40 of Khan’s wickets have come against Zimbabwe and 33 against Ireland. That’s 73 out of 99 whilst his best of 7-18 came against West Indies in St. Lucia. Contrary to some old fashioned opinions, the Caribbean is as much a spin bowler’s paradise as is India or Pakistan. That’s 80 wickets right there. In total, he’s claimed eleven victims against West Indies, a side perceived by many to be the weakest Test nation as backed up by the fact that they’ve been playing in the ICC World Cup Qualifier. For the record, the rest of Khan’s wickets have come against Bangladesh (7), United Arab Emirates (5) and Scotland (3). He averages 14.12 and has an ODI economy rate of 3.94. These are absurdly good figures. His First Class average is 15.05 and his highest figure is actually his domestic T20 figure of 15.14! He averages over 40 with the bat in First Class cricket (Admittedly a very small sample size) and is still only nineteen years of age.
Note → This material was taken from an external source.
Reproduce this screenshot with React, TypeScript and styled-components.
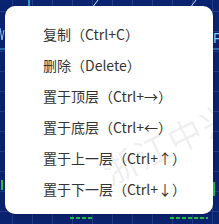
import styled, { createGlobalStyle } from "styled-components";

const GlobalStyle = createGlobalStyle`
  html, body {
    margin: 0;
    padding: 0;
    background: #0b2472;
  }
  * {
    box-sizing: border-box;
  }
`;

const Stage = styled.div`
  position: relative;
  width: 219px;
  height: 224px;
  overflow: hidden;
  background-color: #0b2472;
  background-image:
    repeating-linear-gradient(
      to right,
      transparent 0,
      transparent 12px,
      rgba(90, 120, 200, 0.3) 12px,
      rgba(90, 120, 200, 0.3) 13px,
      transparent 13px,
      transparent 20px
    ),
    repeating-linear-gradient(
      to bottom,
      transparent 0,
      transparent 11px,
      rgba(90, 120, 200, 0.3) 11px,
      rgba(90, 120, 200, 0.3) 12px,
      transparent 12px,
      transparent 20px
    );
`;

const ChartLines = styled.svg`
  position: absolute;
  inset: 0;
  width: 219px;
  height: 224px;
`;

const Menu = styled.ul`
  position: absolute;
  left: 5px;
  top: 6px;
  width: 208px;
  height: 208px;
  margin: 0;
  padding: 12px 0 0 38px;
  list-style: none;
  background: #ffffff;
  border-radius: 10px;
  overflow: hidden;
  box-shadow: 0 2px 8px rgba(0, 0, 0, 0.2);
`;

const MenuItem = styled.li`
  position: relative;
  z-index: 1;
  height: 31px;
  display: flex;
  align-items: center;
  font-family: "Noto Sans CJK SC", "Noto Sans", sans-serif;
  font-size: 14px;
  color: #333333;
  white-space: nowrap;
  cursor: pointer;
`;

const Watermark = styled.div`
  position: absolute;
  left: 110px;
  top: 140px;
  font-family: "Noto Sans CJK SC", sans-serif;
  font-size: 34px;
  letter-spacing: 2px;
  color: rgba(0, 0, 0, 0.08);
  transform: rotate(-26deg);
  transform-origin: left bottom;
  white-space: nowrap;
  pointer-events: none;
`;

const items = [
  "复制（Ctrl+C）",
  "删除（Delete）",
  "置于顶层（Ctrl+→）",
  "置于底层（Ctrl+←）",
  "置于上一层（Ctrl+↑）",
  "置于下一层（Ctrl+↓）",
];

export default function App() {
  return (
    <>
      <GlobalStyle />
      <Stage>
        <ChartLines viewBox="0 0 219 224">
          <line x1="29" y1="0" x2="29" y2="8" stroke="#35c6f0" strokeWidth="1.5" />
          <line x1="98" y1="0" x2="92" y2="8" stroke="#d0e4ff" strokeWidth="1" />
          <line x1="196" y1="0" x2="190" y2="8" stroke="#d0e4ff" strokeWidth="1" />
          <line x1="0" y1="49" x2="219" y2="49" stroke="#4ab7e8" strokeWidth="1" />
          <path d="M0 28 L2 40 L4 30" fill="none" stroke="#8fd0ff" strokeWidth="1" />
          <text x="213" y="43" fill="#8fd0ff" fontSize="14" fontFamily="Liberation Sans, sans-serif">F</text>
          <line x1="2" y1="180" x2="2" y2="190" stroke="#2cff3a" strokeWidth="1.5" />
          <line x1="214" y1="182" x2="214" y2="196" stroke="#2cff3a" strokeWidth="1.5" />
          <line x1="70" y1="218" x2="92" y2="218" stroke="#2cff3a" strokeWidth="1.5" strokeDasharray="4 2" />
          <line x1="170" y1="218" x2="208" y2="218" stroke="#2cff3a" strokeWidth="1.5" strokeDasharray="4 2" />
        </ChartLines>
        <Menu>
          <Watermark>浙江中兴</Watermark>
          {items.map((label) => (
            <MenuItem key={label}>{label}</MenuItem>
          ))}
        </Menu>
      </Stage>
    </>
  );
}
http://www.espncricinfo.com/afghanistan/content/player/793463.html

Khan is clearly head and shoulders above his associate and latest Test nation peers. He’s also performed admirably well in the Big Bash and IPL amongst other global T20 competitions but at full international level and despite his stats, he is ultimately unproven. Given the fact that the ICC have limited the 2019 ODI World Cup to ten teams, it is against the supposed world’s best and in English conditions, not generally favourable to spin, that we’ll really find out how good Khan is.

This article is not meant to be a slight on Khan nor the opposition that he’s faced. As the old adage goes “You can only beat what’s in front of you”. It’s great to see Afghanistan cricket thriving, particularly during a competitive ICC World Cup Qualifier filled with promising associate nations. Khan is at the very heart of that.